Volunteer for high-visibility cross-functional projects. These put you in front of leaders outside your direct chain of command. Additionally, share concise impact updates upward — not just with your manager, but in company-wide channels where appropriate.

Should I tell my manager I want a promotion?

Absolutely. Managers are not mind readers. Professionals who clearly communicate their ambitions and ask for a defined path to promotion are far more likely to receive one. Schedule a direct conversation and come prepared with your accomplishments and a specific ask.

What if my company has a promotion freeze?

First, confirm whether the freeze applies to your role and level.
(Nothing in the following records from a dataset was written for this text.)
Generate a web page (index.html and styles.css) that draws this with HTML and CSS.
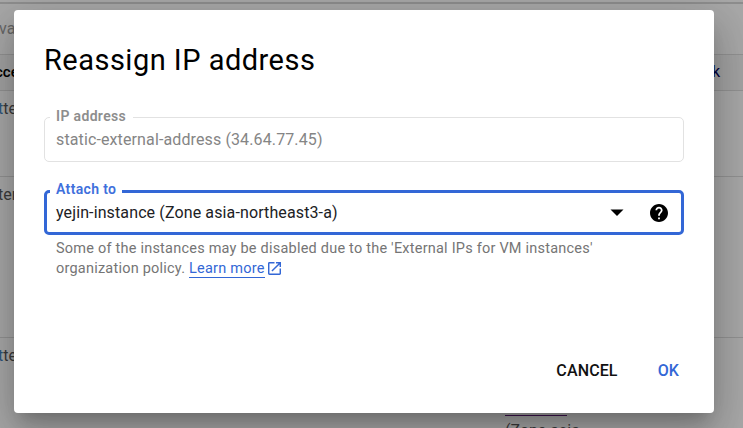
FILE: index.html
```html
<!DOCTYPE html>
<html lang="en">
<head>
<meta charset="utf-8">
<title>Reassign IP address</title>
<link rel="stylesheet" href="styles.css">
</head>
<body>
<div class="page">
  <div class="toolbar"><span class="muted">va</span></div>
  <div class="row head"><span class="clip">cce</span><span class="last">k</span></div>
  <div class="row short"><span class="link">t</span>te</div>
  <div class="row tall">ter</div>
  <div class="row bottom"><div><span class="link">t</span>te</div><div class="zone"><span class="visited"></span><span>(Zone asia-</span></div></div>
</div>
<div class="backdrop">
  <section class="dialog" role="dialog">
    <h1>Reassign IP address</h1>
    <div class="field disabled">
      <label>IP address</label>
      <span class="value">static-external-address (34.64.77.45)</span>
    </div>
    <div class="field active">
      <label>Attach to</label>
      <span class="value">yejin-instance (Zone asia-northeast3-a)</span>
      <svg class="arrow" viewBox="0 0 14 7"><path d="M.5 .5h13L7 7z"/></svg>
      <svg class="help" viewBox="2 2 20 20"><path d="M12 2C6.48 2 2 6.48 2 12s4.48 10 10 10 10-4.48 10-10S17.52 2 12 2zm1 17h-2v-2h2v2zm2.07-7.75l-.9.92C13.45 12.9 13 13.5 13 15h-2v-.5c0-1.1.45-2.1 1.17-2.83l1.24-1.26c.37-.36.59-.86.59-1.41 0-1.1-.9-2-2-2s-2 .9-2 2H8c0-2.21 1.79-4 4-4s4 1.79 4 4c0 .88-.36 1.68-.93 2.25z"/></svg>
    </div>
    <p class="hint">Some of the instances may be disabled due to the 'External IPs for VM instances'<br>organization policy. <a>Learn more</a><svg class="ext" viewBox="3 3 18 18"><path d="M19 19H5V5h7V3H5a2 2 0 0 0-2 2v14a2 2 0 0 0 2 2h14c1.1 0 2-.9 2-2v-7h-2v7zM14 3v2h3.59l-9.83 9.83 1.41 1.41L19 6.41V10h2V3h-7z"/></svg></p>
    <div class="actions"><button>CANCEL</button><button class="ok">OK</button></div>
  </section>
</div>
</body>
</html>
```
FILE: styles.css
```css
* { box-sizing: border-box; }
body {
  margin: 0;
  width: 743px;
  height: 428px;
  overflow: hidden;
  position: relative;
  font-family: Roboto, "Liberation Sans", sans-serif;
  background: #a8a8a8;
}
.page { height: 428px; overflow: hidden; font-size: 16px; line-height: 20px; color: #3b3b3b; padding-top: 2px; }
.toolbar { height: 53px; border-top: 2px solid #8e8e8e; border-bottom: 1px solid #929292; padding-top: 15px; }
.muted { color: #666; margin-left: -1px; }
.row { border-bottom: 1px solid #929292; padding-top: 8px; text-indent: -2px; }
.head { height: 36px; background: #a3a3a3; color: #000; font-weight: 500; display: flex; justify-content: space-between; padding: 7px 23px 0 0; font-size: 15px; }
.head .clip { text-indent: -5px; }
.last { color: #00003c; font-weight: 400; font-size: 16px; }
.short { height: 86px; }
.tall { height: 161px; }
.bottom { height: 110px; border: 0; }
.link { color: #2c557f; }
.zone { margin-left: 505px; display: flex; flex-direction: column; padding-top: 49px; text-indent: 0; }
.visited { width: 62px; height: 1px; background: #3f1250; margin-bottom: 5px; }
.backdrop { position: absolute; inset: 0; padding: 10px 29px 15px 14px; display: flex; }
.dialog {
  width: 700px;
  height: 403px;
  padding: 32px 30px 0;
  background: #fff;
  border-radius: 4px;
  box-shadow: 0 11px 15px -7px rgba(0,0,0,.2), 0 24px 38px 3px rgba(0,0,0,.14), 0 9px 46px 8px rgba(0,0,0,.12);
}
h1 { margin: 0 0 38px; font-size: 29px; line-height: 37px; font-weight: 400; letter-spacing: .48px; color: #000; }
.field { position: relative; display: flex; align-items: center; width: 640px; height: 45px; border: 1px solid #e2e2e2; border-radius: 5px; padding: 0 11px; font-size: 16px; letter-spacing: .12px; }
.field label { position: absolute; top: -11px; left: 5px; padding: 0 7px 0 6px; background: #fff; font-size: 14px; line-height: 19px; font-weight: 600; color: #8d8d8d; letter-spacing: .35px; }
.disabled .value { color: #858585; }
.active { margin-top: 28px; border: 3px solid #3367d6; padding: 0 13px 0 9px; color: #202124; }
.active label { top: -13px; left: 3px; padding-right: 6px; color: #3f70dc; }
.active .value { flex: 1; }
.arrow { width: 14px; height: 7px; margin-right: 26px; }
.help { width: 18px; height: 18px; }
.hint { margin: 4px 0 0 12px; font-size: 14.5px; line-height: 20px; color: #757575; letter-spacing: .22px; }
.hint a { color: #3367d6; border-bottom: 1px solid #3367d6; }
.ext { width: 13px; height: 13px; margin-left: 3px; vertical-align: -2px; fill: #3367d6; }
.actions { display: flex; justify-content: flex-end; gap: 40px; margin-top: 82px; padding-right: 5px; }
button { border: 0; padding: 0; background: none; font: 500 16px/20px Roboto, "Liberation Sans", sans-serif; letter-spacing: .12px; color: #111; }
.ok { color: #3367d6; }
```
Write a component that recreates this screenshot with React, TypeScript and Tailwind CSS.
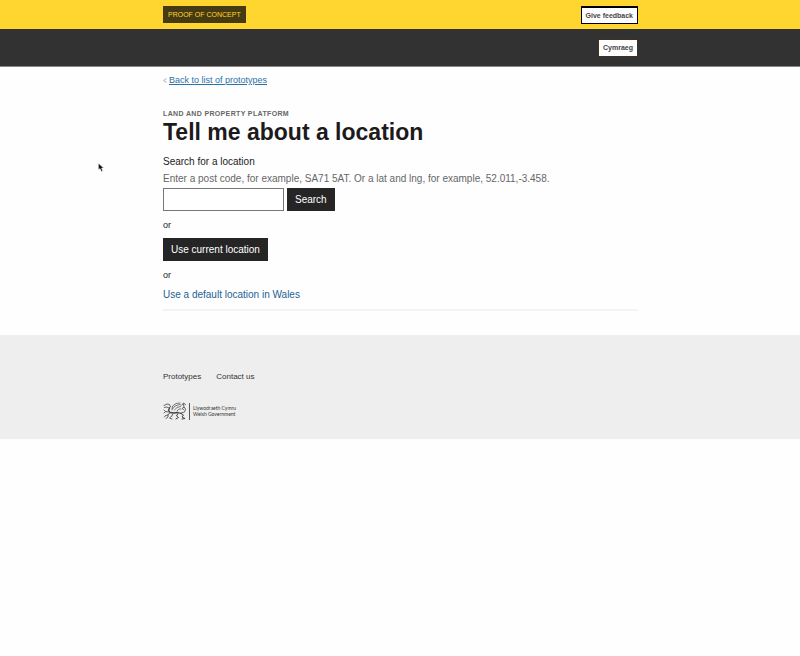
import type { ReactNode } from 'react';

function Container({ children, className = '' }: { children: ReactNode; className?: string }) {
  return <div className={`mx-auto w-full max-w-[476px] pl-px ${className}`}>{children}</div>;
}

function WelshDragon() {
  return (
    <svg className="h-[18px] w-6" viewBox="0 0 24 18" fill="none" stroke="#444" strokeLinecap="round" strokeLinejoin="round" aria-hidden="true">
      <path d="M1 3.5 4 2 6.500 2.500 7.500 5 6 6 3.500 5 1.500 5.500" strokeWidth=".8" />
      <path d="M6.500 6 5.500 8.500 7 10.500 11 11 15 10.500 18 11.500" strokeWidth="1.300" />
      <path d="M9 8 9.500 4 13 1.500 17 1M9.500 7 12 4 16.500 2.500 18 3M11.500 8 14 5.500 17.500 4.500M14 9 16 7 18 7" strokeWidth=".7" />
      <path d="M5 10 2.500 9.500 1 8M2.500 9.500 1 11M6.500 11 5 13 2.500 13.500 1.500 15M5 13 5 15 3 16.500M9.500 12 9 14 6.500 16 9 17" strokeWidth=".8" />
      <path d="M15 11.500 13.500 14 15.500 15.500 13 17M18 11.500 20.500 13 19 15 22 16.500 19 17" strokeWidth="1" />
      <path d="M18 11 21.500 10 22.500 7 21 5 19 6.500 20.500 7.500M21 5 20.500 2M19 3 20.500 1 22.500 2.500" strokeWidth=".8" />
    </svg>
  );
}

export default function App() {
  return (
    <div className="min-h-screen bg-[#fefefe] font-['Liberation_Sans',Arial,sans-serif] text-[10px] leading-3 text-[#222]">
      <div className="bg-[#ffd530]">
        <Container className="flex h-[29px] items-center justify-between">
          <strong className="flex h-[17px] items-center bg-[#453a12] px-[5px] text-[7px] font-normal text-[#ffd530]">PROOF OF CONCEPT</strong>
          <button type="button" className="mt-px h-[18px] border border-t-2 border-black bg-white px-1 text-[7px] leading-3 font-bold text-[#444]">Give feedback</button>
        </Container>
      </div>
      <header className="border-b border-[#888] bg-[#323232]">
        <Container className="flex h-[37px] items-center justify-end">
          <button type="button" className="h-[18px] border border-[#3c3420] bg-white px-1 text-[7px] leading-3 font-bold text-[#444]">Cymraeg</button>
        </Container>
      </header>
      <main>
        <Container className="pt-[7px]">
          <nav className="flex items-center gap-0.5 text-[9px]">
            <svg className="h-[5px] w-1" viewBox="0 0 4 5" fill="none" stroke="#777" aria-hidden="true"><path d="M3 .5 1 2.500 3 4.500" strokeWidth=".8" /></svg>
            <a href="#prototypes" className="text-[#2a72a8] underline">Back to list of prototypes</a>
          </nav>
          <p className="mt-[22px] text-[7px] font-bold tracking-wider text-[#666]">LAND AND PROPERTY PLATFORM</p>
          <h1 className="text-[23px] leading-6 font-bold text-[#1c1a1b]">Tell me about a location</h1>
          <form className="mt-3">
            <label htmlFor="location" className="block">Search for a location</label>
            <p id="hint" className="mt-[5px] text-[#666]">Enter a post code, for example, SA71 5AT. Or a lat and lng, for example, 52.011,-3.458.</p>
            <div className="mt-[3px] flex gap-[3px]">
              <input id="location" aria-describedby="hint" className="h-[23px] w-[121px] border border-[#777] bg-white px-1" />
              <button type="submit" className="h-[23px] bg-[#262525] px-2 text-white">Search</button>
            </div>
          </form>
          <p className="mt-2 text-[9px]">or</p>
          <button type="button" className="mt-[7px] block h-[23px] bg-[#262525] px-2 text-white">Use current location</button>
          <p className="mt-2 text-[9px]">or</p>
          <a href="#default" className="mt-2 block text-[#236394]">Use a default location in Wales</a>
          <hr className="mt-2 border-t-2 border-[#f3f3f3]" />
        </Container>
      </main>
      <footer className="mt-6 bg-[#eee]">
        <Container className="pt-9 pb-[19px]">
          <nav className="flex gap-[15px] text-[8px] text-[#333]">
            <a href="#prototypes">Prototypes</a>
            <a href="#contact">Contact us</a>
          </nav>
          <div className="mt-[19px] flex items-center text-[5px] leading-[6px] text-[#333]">
            <WelshDragon />
            <span className="ml-[2px] h-[17px] border-l border-[#555]" />
            <p className="ml-[3px] font-['Lato',sans-serif]">Llywodraeth Cymru<br />Welsh Government</p>
          </div>
        </Container>
      </footer>
      <svg className="absolute top-[163px] left-[98px] h-[9px] w-[6px]" viewBox="0 0 6 9" aria-hidden="true"><path d="M.5 .5V6.500L2 5.500 3.500 8.500 4.500 8 3.500 5H5.500Z" fill="#111" stroke="#ddd" strokeWidth=".4" /></svg>
    </div>
  );
}
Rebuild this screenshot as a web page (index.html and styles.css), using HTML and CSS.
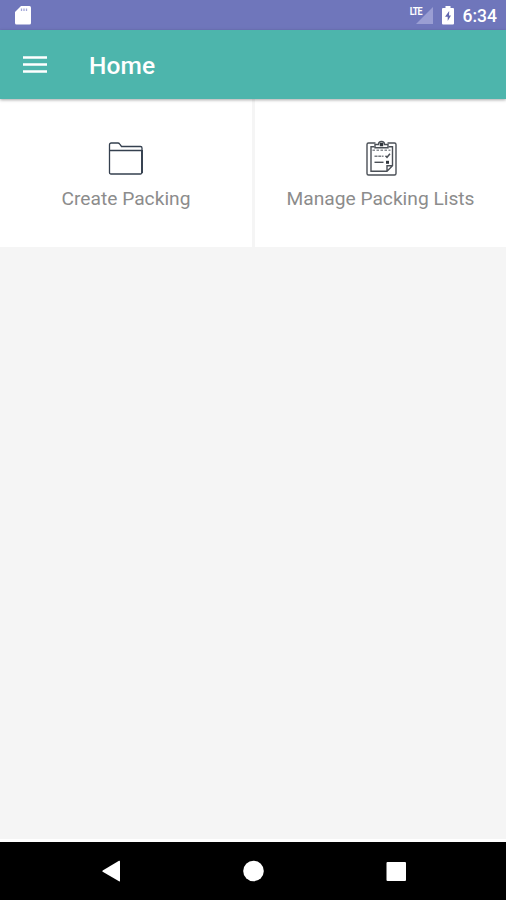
FILE: index.html
```html
<!DOCTYPE html>
<html lang="en">
<head>
<meta charset="utf-8">
<title>Home</title>
<link rel="stylesheet" href="styles.css">
</head>
<body>
<div class="screen">
  <div class="status">
    <svg class="sd" width="16" height="19" viewBox="0 0 16 19"><path d="M6 0h8.500q1.500 0 1.500 1.500v15.500q0 1.500-1.500 1.500h-13q-1.500 0-1.500-1.500v-11z" fill="#fff"/><path d="M6.500 2.500v2.500M9 2.500v2.500M11.500 2.500v2.500" stroke="#a3a7d7" stroke-width="1.300"/></svg>
    <div class="indicators">
      <span class="lte">LTE</span>
      <svg class="signal" width="17" height="17" viewBox="0 0 17 17"><path d="M17 0v17H0z" fill="#9a9ed3"/></svg>
      <svg class="battery" width="12" height="19" viewBox="0 0 12 19"><path d="M3.500 0h5v2H11q1 0 1 1v14.500q0 1-1 1H1q-1 0-1-1V3q0-1 1-1h2.500z" fill="#fff"/><path d="M7.200 5L3 10.700h2.700v4.300L9 9.500H7z" fill="#6268b0"/></svg>
      <span class="clock">6:34</span>
    </div>
  </div>
  <header class="bar">
    <svg class="menu" width="24" height="18" viewBox="0 0 24 18"><path d="M0 1.500h24M0 8.500h24M0 15.500h24" stroke="#fff" stroke-width="2.600"/></svg>
    <h1 class="title">Home</h1>
  </header>
  <main class="content">
    <div class="grid">
      <div class="tile">
        <svg class="icon" width="36" height="38" viewBox="0 0 36 38" fill="none" stroke="#35404f" stroke-width="1.300"><path d="M1.500 32.500V4.800q0-1.800 1.800-1.800h6.500q1.200 0 2 1.200L13.500 6.500h19q1.500 0 1.500 1.500v24.500q0 1.500-1.500 1.500H3q-1.500 0-1.500-1.500zM1.500 10.500h32.500"/><path d="M34 10v23" stroke-width="1.900"/></svg>
        <span class="label">Create Packing</span>
      </div>
      <div class="tile">
        <svg class="icon" width="36" height="38" viewBox="0 0 36 38" fill="none" stroke="#4b5057" stroke-width="1.400"><g transform="translate(.5 .8)"><path d="M12 2.200H5q-1.500 0-1.500 1.500v29q0 1.500 1.500 1.500h26q1.500 0 1.500-1.500v-29q0-1.500-1.500-1.500h-7"/><path d="M11 6H7.500v24.500h16l5.500-5.500V6h-4M23.500 30.500V25H29"/><path d="M11.500 7V3.700H15q0-3 3-3t3 3h3.500V7z"/><path d="M16.300 2h3.400v3.500h-3.400z" fill="#30353c" stroke="none"/><path d="M9 9.500h18" stroke-dasharray="2.500 1.500" stroke="#8a8e93"/><path d="M11 15.500h9" stroke-dasharray="3 .8" stroke="#777b80"/><path d="M11 21.500h9"/><path d="M22 15l1.500 1.500 3-3.500" stroke-width="1.500"/><path d="M22.500 20h3v3h-3z" fill="#30353c" stroke="none"/></g></svg>
        <span class="label">Manage Packing Lists</span>
      </div>
    </div>
  </main>
  <nav class="nav">
    <svg width="506" height="58" viewBox="0 0 506 58" fill="#fff"><path d="M119 18.800q1-.5 1 .5v19.500q0 1-1 .5l-16.300-9.500q-.8-.7 0-1.400z"/><circle cx="253.500" cy="29" r="10.300"/><rect x="386.500" y="20" width="19.500" height="19" rx="1"/></svg>
  </nav>
</div>
</body>
</html>
```
FILE: styles.css
```css
body {
  margin: 0;
  font-family: Roboto, sans-serif;
}

.screen {
  display: flex;
  flex-direction: column;
  width: 506px;
  height: 900px;
  overflow: hidden;
  background: #f5f5f5;
}

.status {
  display: flex;
  flex: none;
  justify-content: space-between;
  box-sizing: border-box;
  height: 30px;
  padding: 6px 9px 0 15px;
  background: #6f76bb;
  color: #fff;
}

.indicators {
  display: flex;
  align-items: flex-start;
}

.lte {
  margin-right: -6px;
  font-size: 9px;
  font-weight: 700;
  line-height: 10px;
  letter-spacing: -0.9px;
  transform: scaleY(1.25);
}

.signal {
  margin: 1px 9px 0 0;
}

.battery {
  margin-right: 9px;
}

.clock {
  font-size: 17.5px;
  font-weight: 500;
  line-height: 20px;
}

.bar {
  display: flex;
  flex: none;
  align-items: center;
  z-index: 1;
  height: 69px;
  padding-left: 23px;
  background: #4db5ac;
  box-shadow: 0 1px 3px rgba(0, 0, 0, 0.35);
}

.title {
  margin: 2px 0 0 42px;
  color: #fff;
  font-size: 24.5px;
  font-weight: 500;
  line-height: 30px;
  letter-spacing: 0.1px;
}

.content {
  flex: 1;
  border-bottom: 3px solid #fff;
}

.grid {
  display: grid;
  grid-template-columns: 252px 251px;
  gap: 3px;
}

.tile {
  display: flex;
  flex-direction: column;
  align-items: center;
  box-sizing: border-box;
  height: 148px;
  padding-top: 41px;
  background: #fff;
}

.label {
  margin-top: 8px;
  color: #8c8c8c;
  font-size: 19.2px;
  line-height: 26px;
  white-space: nowrap;
}

.nav {
  flex: none;
  height: 58px;
  background: #000;
}
```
If it does, use this period to build your case so you’re first in line when the freeze lifts. Furthermore, consider whether a title change with expanded responsibilities (even without an immediate salary increase) is possible as an interim step.


Key Takeaways: How to Get Promoted Fast at Home

  1. Visibility drives promotions. Send weekly win reports, contribute actively in meetings, and make your results measurable and visible to your manager and senior leaders.
  2. Act at the next level before you have the title. Volunteer for stretch assignments, close skill gaps proactively, and align your work to business priorities — not just your job description.
  3. Ask directly and time it well. Make the business case for your promotion with data, choose the right moment, and secure a sponsor who can advocate for you when decisions are made.